Ohne je in Betrieb genommen worden zu sein, ist die lang geplante Mine am Meeresgrund schon jetzt ein Symbol in doppelter Hinsicht: Zum einen Symbol für die zerstörerische und ungerechte Wirtschaftsweise der Industrie-länder. Die Risiken des Meeresbodenbergbaus, denen sich die Menschen in Papua-Neuguinea und bald auch auf den Cook Islands, den Salomonen, Tonga, Fidschi und den anderen pazifischen Inseln, ausgesetzt sehen, sind unmittelbar verbunden mit den Folgen des Wirtschaftens im globalen Norden. Denn die Tiefseemineralien sollen nicht nur ein profitables Geschäft für die Unternehmen und Investoren abgeben. Sie werden angepriesen als Lösung weltweiter Ressourcenknappheit.
Zum anderen ist Solwara 1 ein Symbol für die Bedeutung und den Einfluss von lokalen Initiativen, indigenen Dorfgemeinschaften, Nichtregierungsorganisationen und Kirchen im Widerstand gegen Umweltzerstörung und fremdbestimmte Entwicklung in Ozeanien. Pläne zum Abbau von Mineralien am Meeresgrund und die Lizenzvergabe an Nautilus Minerals vor mehr als zehn Jahren führten in Papua-Neuguinea früh zu vielfältigen und stets anwachsenden Protesten. Negative Auswirkungen auf die Küstenökosysteme und auf die Fisch-gründe, die für die Ernährung der Bevölkerung unverzichtbar sind, werden befürchtet. Diesem Widerstand und dem Ruf nach einem Verbot von Tiefseebergbau schlossen sich nationale und regionale Umwelt- und Entwicklungsorganisationen genau wie die Kirchen an – seit Jahren auch hier in Europa.
In den letzten zehn Jahren hat ein regelrechtes Wettrennen um die Mineralvorkommen am Meeresgrund eingesetzt. Ausländische Investoren und Unternehmen, aber auch internationale Institutionen wie die EU-Kommission oder die UN-Meeresbodenbehörde versprechen den pazifischen Regierungen sprudelnde Einnahmen für die stets klammen Staatskassen. „Blaues Wachstum“ nennt sich das Konzept, das Nachhaltigkeit und Nutzung der Meeresressourcen vereinen möchte.
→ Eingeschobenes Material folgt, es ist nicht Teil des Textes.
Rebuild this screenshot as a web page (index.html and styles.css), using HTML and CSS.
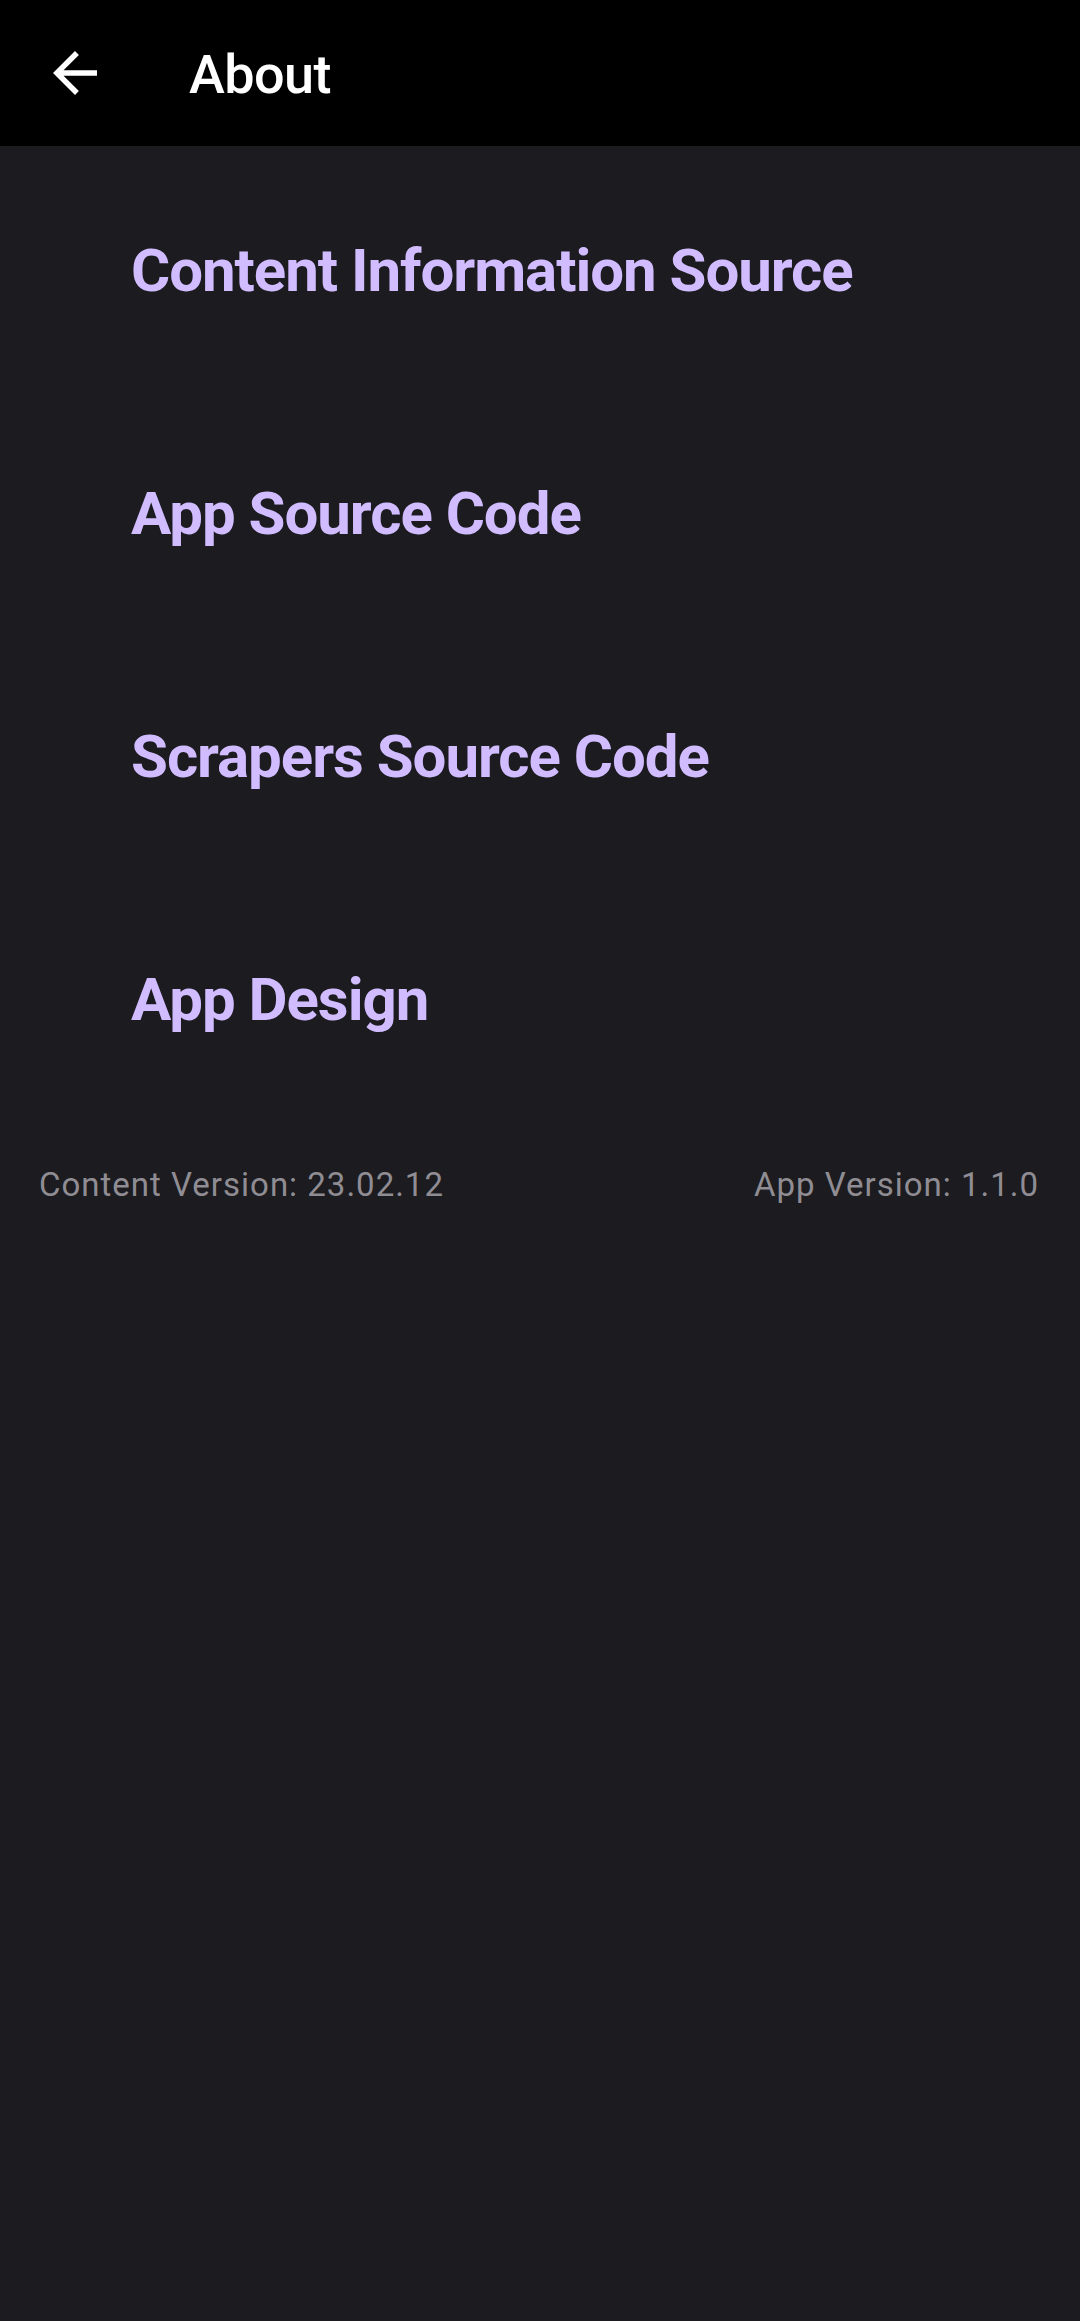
FILE: index.html
```html
<!DOCTYPE html>
<html lang="en">
<head>
<meta charset="utf-8">
<title>About</title>
<link rel="stylesheet" href="styles.css">
</head>
<body>
<div class="screen">
  <header class="topbar">
    <button class="back" aria-label="Back">
      <svg viewBox="0 0 24 24" width="66" height="66"><path fill="#ffffff" d="M20 11H7.83l5.59-5.59L12 4l-8 8 8 8 1.41-1.41L7.83 13H20v-2z"/></svg>
    </button>
    <h1 class="title">About</h1>
  </header>
  <main class="list">
    <a class="item">Content Information Source</a>
    <a class="item">App Source Code</a>
    <a class="item">Scrapers Source Code</a>
    <a class="item">App Design</a>
  </main>
  <footer class="versions">
    <span>Content Version: 23.02.12</span>
    <span>App Version: 1.1.0</span>
  </footer>
</div>
</body>
</html>
```
FILE: styles.css
```css
html, body {
  margin: 0;
  padding: 0;
  background: #1c1b1f;
}
body {
  font-family: Roboto, "Noto Sans", sans-serif;
  width: 1080px;
  height: 2321px;
  overflow: hidden;
}
.screen {
  display: flex;
  flex-direction: column;
  min-height: 2321px;
  background: #1c1b1f;
}
.topbar {
  height: 146px;
  background: #000000;
  display: flex;
  align-items: center;
  box-sizing: border-box;
}
.back {
  width: 66px;
  height: 66px;
  margin-left: 42px;
  margin-top: 0;
  padding: 0;
  border: 0;
  background: transparent;
  display: flex;
}
.title {
  margin: 0 0 0 81px;
  padding-top: 4px;
  color: #ffffff;
  font-size: 54px;
  font-weight: 500;
  line-height: 64px;
  letter-spacing: -0.6px;
}
.list {
  display: flex;
  flex-direction: column;
}
.item {
  display: block;
  height: 243px;
  box-sizing: border-box;
  padding: 90px 0 0 131px;
  color: #d0bcff;
  font-size: 60px;
  font-weight: 700;
  line-height: 70px;
  letter-spacing: -1.05px;
}
.versions {
  display: flex;
  justify-content: space-between;
  padding: 47px 41px 0 39px;
  color: #8f8d93;
  font-size: 33px;
  line-height: 39px;
  letter-spacing: 1px;
}
```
Tiefseebergbau aber beschädigt potenziell nachhaltige Wirtschaftszweige der pazifischen Inselstaaten, wie Klein-fischerei, exportorientierte Fischwirtschaft und Tourismus, und trägt so nicht zu einer nachhaltigen Entwicklung bei, sondern führt zu wirtschaftlicher Ausbeutung, Zerstörung von Lebensgrundlagen und Biodiversität.
Proteste führten bereits dazu, dass das kanadische Unternehmen Nautilus Minerals das geplante Abbaugebiet mehrfach verschieben musste und nun – zumindest in der Bismarcksee – vor dem Aus steht. Ein Erfolg, den sich vor allem die Alliance of Solwara Warriors, ein Zusammenschluss von lokalen Aktivisten, Kirchenvertretern und Fischern in Papua-Neuguinea, auf die Fahnen schreiben kann. „The fight is not over“ (dt. der Kampf ist noch nicht vorbei) ist ein häufiger Satz, wenn man mit Aktivisten in Ozeanien dieser Tage ins Gespräch kommt. Solwara 1 in Papua-Neuguinea mag vorerst gescheitert sein. Die Abbaulizenz, die das Unternehmen Nautilus Minerals unter intransparenten Voraussetzungen vom Staat erhielt, bleibt aber bestehen und droht gemeinsam mit den Maschinen an das meistbietende Unternehmen verkauft zu werden.
Der Widerstand gegen Tiefseebergbau im Pazifik hat gerade erst begonnen.

Der Autor ist Koordinator des Ozeanien-Dialogs, einem Zusammenschluss verschiedener Missions- und Netzwerke, um pazifische Stimmen in Europa zu stärken.